• [Exercise task] Pictures excluded, return the lines below from the first through the line holding "import React from".

• [Given data]

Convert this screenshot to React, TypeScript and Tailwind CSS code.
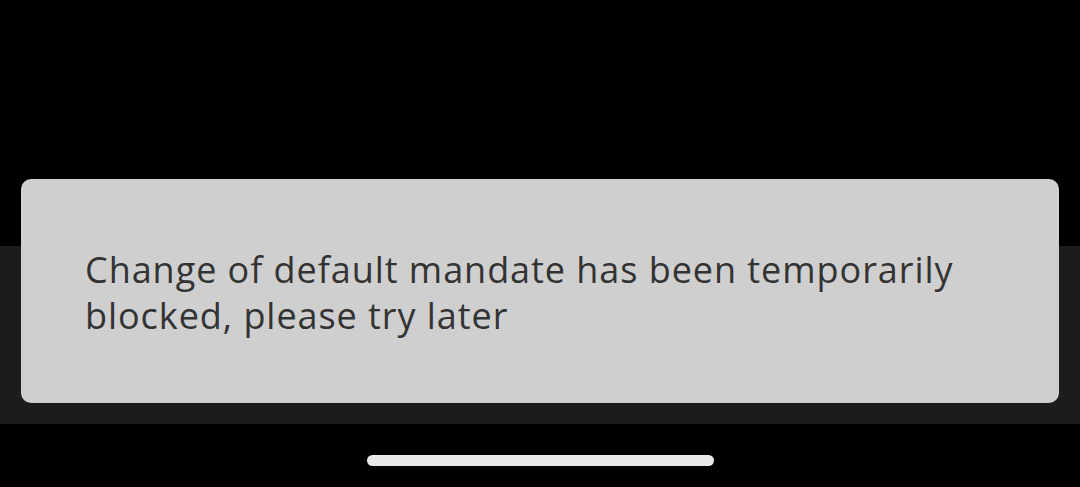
import React from "react";

export default function App() {
  return (
    <div className="relative w-[1080px] h-[487px] bg-black overflow-hidden flex flex-col" style={{ fontFamily: "'Open Sans', 'Noto Sans', sans-serif" }}>
      <div className="h-[246px] bg-black" />
      <div className="h-[178px] bg-[#1c1c1e]" />
      <div className="flex-1 bg-black flex justify-center pt-[31px]">
        <div className="w-[347px] h-[11px] rounded-full bg-[#e8e8e8]" />
      </div>
      <div className="absolute left-[21px] top-[179px] w-[1038px] h-[224px] rounded-[10px] bg-[#cfcfcf] flex items-center pl-[64px] pr-[20px] pt-[4px]">
        <p className="text-[36px] leading-[46px] text-[#333333] tracking-[0.95px] whitespace-nowrap">
          Change of default mandate has been temporarily
          <br />
          blocked, please try later
        </p>
      </div>
    </div>
  );
}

• [Full output]
Convert this screenshot to React, TypeScript and Tailwind CSS code.
import React from "react";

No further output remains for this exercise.